I could feel Magellan's double-take—why are you asking if you don't plan on trusting the answer—but all he said was ‹One sec.›

Then—

‹He says zero. He says he's got a sleeper connection to the Chee network, checked it once Helium said you'd pinged us. That's how he found you.›

‹Thanks.›

I wasn't sure how my brain had made the connection, and maybe it didn't matter, since it had been the wrong connection anyway. I'd figured that Visser Three had tracked us through his hosts—that he'd managed to sneak a couple of doombots down to Brazil, and I'd picked them up myself. I had forgotten that he'd captured Erek and five other Chee on the day he'd killed my predecessor.

Killed, or just taken.

Jake hadn't said anything about spotting memories of torture or interrogation in Visser Three's memories. But then, that's kind of an awkward subject to bring up.
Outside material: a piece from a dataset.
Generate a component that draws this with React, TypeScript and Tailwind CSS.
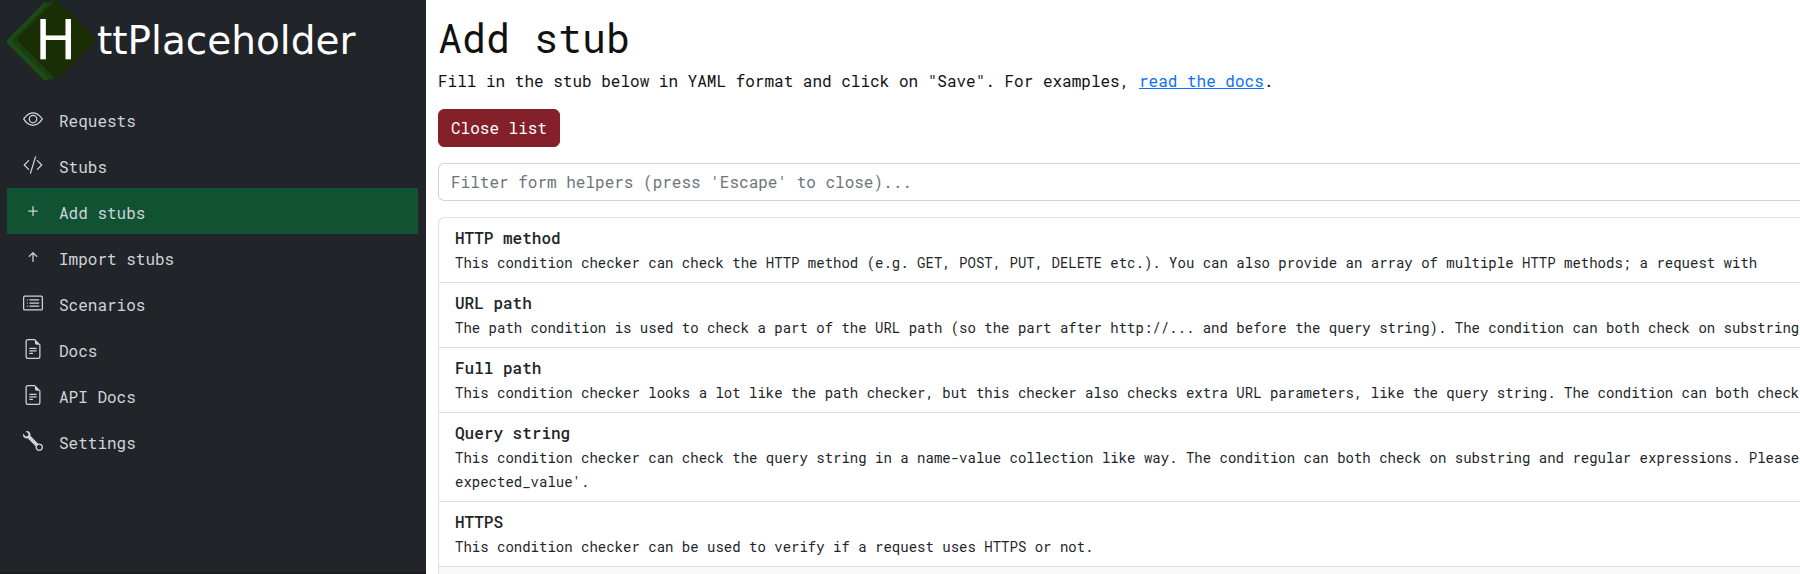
import React from "react";
import {
  BsEye,
  BsCodeSlash,
  BsPlus,
  BsArrowUpShort,
  BsCardList,
  BsFileEarmarkText,
  BsWrench,
} from "react-icons/bs";
import type { IconType } from "react-icons";

interface NavItem {
  label: string;
  icon: IconType;
  active?: boolean;
}

const navItems: NavItem[] = [
  { label: "Requests", icon: BsEye },
  { label: "Stubs", icon: BsCodeSlash },
  { label: "Add stubs", icon: BsPlus, active: true },
  { label: "Import stubs", icon: BsArrowUpShort },
  { label: "Scenarios", icon: BsCardList },
  { label: "Docs", icon: BsFileEarmarkText },
  { label: "API Docs", icon: BsFileEarmarkText },
  { label: "Settings", icon: BsWrench },
];

interface Helper {
  title: string;
  lines: string[];
}

const helpers: Helper[] = [
  {
    title: "HTTP method",
    lines: [
      "This condition checker can check the HTTP method (e.g. GET, POST, PUT, DELETE etc.). You can also provide an array of multiple HTTP methods; a request with",
    ],
  },
  {
    title: "URL path",
    lines: [
      "The path condition is used to check a part of the URL path (so the part after http://... and before the query string). The condition can both check on substring",
    ],
  },
  {
    title: "Full path",
    lines: [
      "This condition checker looks a lot like the path checker, but this checker also checks extra URL parameters, like the query string. The condition can both check",
    ],
  },
  {
    title: "Query string",
    lines: [
      "This condition checker can check the query string in a name-value collection like way. The condition can both check on substring and regular expressions. Please",
      "expected_value'.",
    ],
  },
  {
    title: "HTTPS",
    lines: ["This condition checker can be used to verify if a request uses HTTPS or not."],
  },
];

function Logo() {
  return (
    <svg viewBox="0 0 360 84" className="h-[84px] w-[360px]" role="img" aria-label="HttPlaceholder">
      <rect x="-28.5" y="-28.5" width="57" height="57" rx="4" transform="translate(45.7 41.5) rotate(45)" fill="#1b4d16" />
      <rect x="-28.5" y="-28.5" width="57" height="57" rx="4" transform="translate(51 40.5) rotate(45)" fill="#1b3f10" />
      <rect x="-28.5" y="-28.5" width="57" height="57" rx="4" transform="translate(56.4 39.3) rotate(45)" fill="#1a2e06" />
      <text x="35" y="59" fill="#ffffff" className="font-['DejaVu_Sans',sans-serif] text-[55px]">H</text>
      <text x="97" y="54" fill="#ffffff" className="font-['DejaVu_Sans',sans-serif] text-[39px]">ttPlaceholder</text>
    </svg>
  );
}

export default function App() {
  return (
    <div className="flex h-screen overflow-hidden bg-white font-['Roboto_Mono','DejaVu_Sans_Mono',monospace] text-base text-[#111111]">
      <aside className="flex w-[426px] shrink-0 flex-col border-b-2 border-[#1c1a1d] bg-[#212529]">
        <a href="#home" className="block">
          <Logo />
        </a>
        <nav className="mt-3 pl-[7px] pr-2">
          {navItems.map(({ label, icon: Icon, active }) => (
            <a
              key={label}
              href="#nav"
              aria-current={active ? "page" : undefined}
              className={
                active
                  ? "flex h-[46px] items-center gap-4 bg-[#115233] px-4 pt-1 text-[#ced4da]"
                  : "flex h-[46px] items-center gap-4 px-4 pt-1 text-[#ced4da]"
              }
            >
              <Icon className="mb-1 size-5" />
              <span>{label}</span>
            </a>
          ))}
        </nav>
      </aside>

      <main className="min-w-0 flex-1 overflow-hidden pl-3 pt-[14px]">
        <h1 className="text-[40px] leading-12">Add stub</h1>
        <p className="mt-[7px] leading-6">
          Fill in the stub below in YAML format and click on "Save". For examples,{" "}
          <a href="#docs" className="text-[#0d6efd] underline">
            read the docs
          </a>
          .
        </p>
        <button
          type="button"
          className="mt-4 block rounded-md border border-[#842029] bg-[#842029] px-3 py-[6px] leading-6 text-white"
        >
          Close list
        </button>
        <input
          type="text"
          aria-label="Filter form helpers"
          placeholder="Filter form helpers (press 'Escape' to close)..."
          className="mt-4 block w-full rounded-l-md border border-r-0 border-[#ced4da] px-3 py-[6px] leading-6 placeholder:text-[#6c757d]"
        />
        <ul className="mt-4 rounded-tl-md border-l border-t border-[#dfdfdf] text-[#212529]">
          {helpers.map(({ title, lines }) => (
            <li key={title} className="whitespace-nowrap border-b border-[#dfdfdf] px-4 pb-[7px] pt-2">
              <h2 className="mb-px leading-6 font-medium">{title}</h2>
              {lines.map((line) => (
                <p key={line} className="text-[14px] leading-6">
                  {line}
                </p>
              ))}
            </li>
          ))}
          <li className="h-16 bg-[#f8f9fa]" />
        </ul>
      </main>
    </div>
  );
}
Hey, by the way, the original you isn't dead yet—

Actually, come to think of it—Logan had said something about salvaged Chee technology—

I shuddered.

Those might be Erek's bones wrapped around the Leeran pod.

‹And V3 might still be lying,› Maninho reminded.

Yeah. He might be.

But he probably wasn't, actually. Why bother, at this point?

"Okay," I said aloud, turning back to Jake. "Say we do a council of Elrond. Who's involved?"

"It—it really feels like it should be everyone," Jake said. "I can't tell if I'm being stupid, but this feels like the last chance. With Cassie coming back—with you showing up—"

"So that's, what—you, me, Cassie, Magellan—"

"We've got Marco Prime here, too."

"Garrett, Rachel, Helium, Visser One, Visser Three. Am I forgetting anybody?"

"The Chee," Jake said. "You've got some on board, right? They—they should be a part of this, too."

"Going to be tricky, with the violence stuff."

"We'll figure out how to make it work. Maybe send them out of the room for parts of it, or something."

"Well," I said. "If we're bringing in everybody, you can add Terra and Telor to the list, too."

Jake's eyebrows shot up. "Telor?"

I grinned—

—noticing on some level that it was possible to grin, now—that finding out Garrett was alive had dislodged some block in the center of my chest—

"Hey," I said. "You're not the only one who's been busy."